当人同士も、周囲から見ても明確化できるものです。

 

 

何人もいる中で1対1で話す方法はそれほど難しくありません。

例えばAさんと何かのテーマで話しているとき、

 

 

さんまさんは必ず質問に「Aちゃん、どうやった?」と名前を混ぜることで、

Aさんの発言を促しつつAさん以外の発言を封じます。

 

 

そして数分間Aさんからひとしきり話を引き出し、他の人にも聞かせ、

そのテーマがまだ使えそうだと踏めば、同じテーマで

「ちょっとBちゃんにも聞いてみようか?」と、

やはり指名で話を振っていきます。

こうして、その時点では常に1対1であるように場をコントロールしているのです。

 

 このテクニックを知ってから、僕も会議で多用するようになりました。

会議でアイデアを披露するのなら、決定権が最も強い人に向かって話します。

 

 

方法は、会話の中に「〇〇さん」と相手の名前を入れただけ。

 

 

しかしそれだけで、大勢の出席者の中で、1対1で関係が結べるのです。

その場で一番偉い人と話しているのですから、他の人は当然耳を傾けます。

 

そこで肯定的なリアクションがあれば、今度は現場を仕切っている人や

実際に一緒に仕事をする担当者に向き直って1対1になり、具体的な話を進めるのです。

 

 

この方法なら、芽のないアイデアは早々に引っ込められますし、

「上に確認してみないと・・・」

というような指揮系統による時間の無駄も激減します。

 

 

意見の決定や共有が断然スムーズになることで、スピードアップするのです。

 

順序よく、1対1で話しながら議題を進めていく姿は、

それを聞いている周りの人に「できるな」という印象を与えます。

 

 

 

小泉進次郎池上彰のテクニックを学べ!

 

 

 

大勢の中でも1対1で話せれば、実は事実上1対大勢でもうまく話せていると言えます。

 

若きプリンス、小泉進次郎代議士の演説テクニックを思い浮かべてください。

なぜ彼は、人の心を掴むのか。

 

小泉さんは大変な人気者ですから、演説会場には多くの集まってきます。

 

 

彼は演説を始める前に、聴衆の中から自分の近くにいる何人かを選んで、

雑談のような世間話をするのです。

 

 

「おばあちゃん、暑い中ありがとう」

「どこから来てくれたの?」

「立たせっぱなしでごめんね、体調は大丈夫?」

小泉さんは中高年の女性に人気がありますから。

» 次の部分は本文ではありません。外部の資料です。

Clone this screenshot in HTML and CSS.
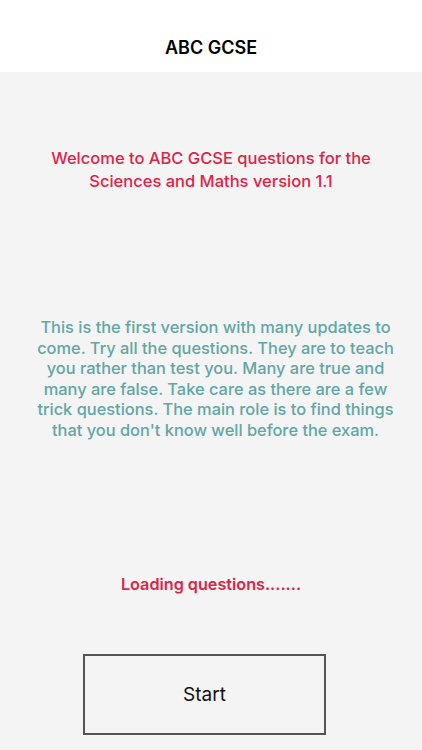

話しかけられた支持者は感激します。

こんなやり取りを本題に入る前に4〜5人に対して行います。

 

その場にいる多くの聴衆がこのやり取りを聞いています。

そして不思議と暖かい空気に包まれ、気持ちが和らいでくるのです。

 

また、こういうシーンをテレビカメラは狙っています。

おばあちゃんの手を取って優しく語りかける小泉進次郎

周囲にいる人だけでなく、お茶の間でテレビを見ている人たちも、

こうして彼に心をワシづかみにされていきます。

 

 同様のテクニックを使っているのは、ジャーナリストの池上彰さんです。

池上さんは長年NHKに出演していたことで大変な信頼感を抱かせる人です。

その会話の特徴は、誰に話を振る場合でも、

 

 

徹底して相手の名前を入れていくことです。

 

 

「〇〇さん、私はこう思いますが、いかがですか?」

「××さん、アンケートはこういう結果ですが、いかがですか?」

こうした作法は、Q&Aを明確にすると同時に、

 

 

実力者、権力者に対しても遠慮せずにしっかり向き合う姿を、

タレントや一般人相手であれば決して馬鹿にしない誠実さを表せます。

 

 

付け加えると、池上さんは「私はこう思いますが・・・」の部分のレベルを、

 

 

本当にご自身がご存知のことよりも、

グッと視聴者寄りに身近な話にしているはずです。

 

 

質問の際には、必ず視聴者目線まで噛み砕いて質問しています。

これがうまく作用して、

視聴者は池上さんが自分の疑問を代弁してくれているような気持ちになるのです。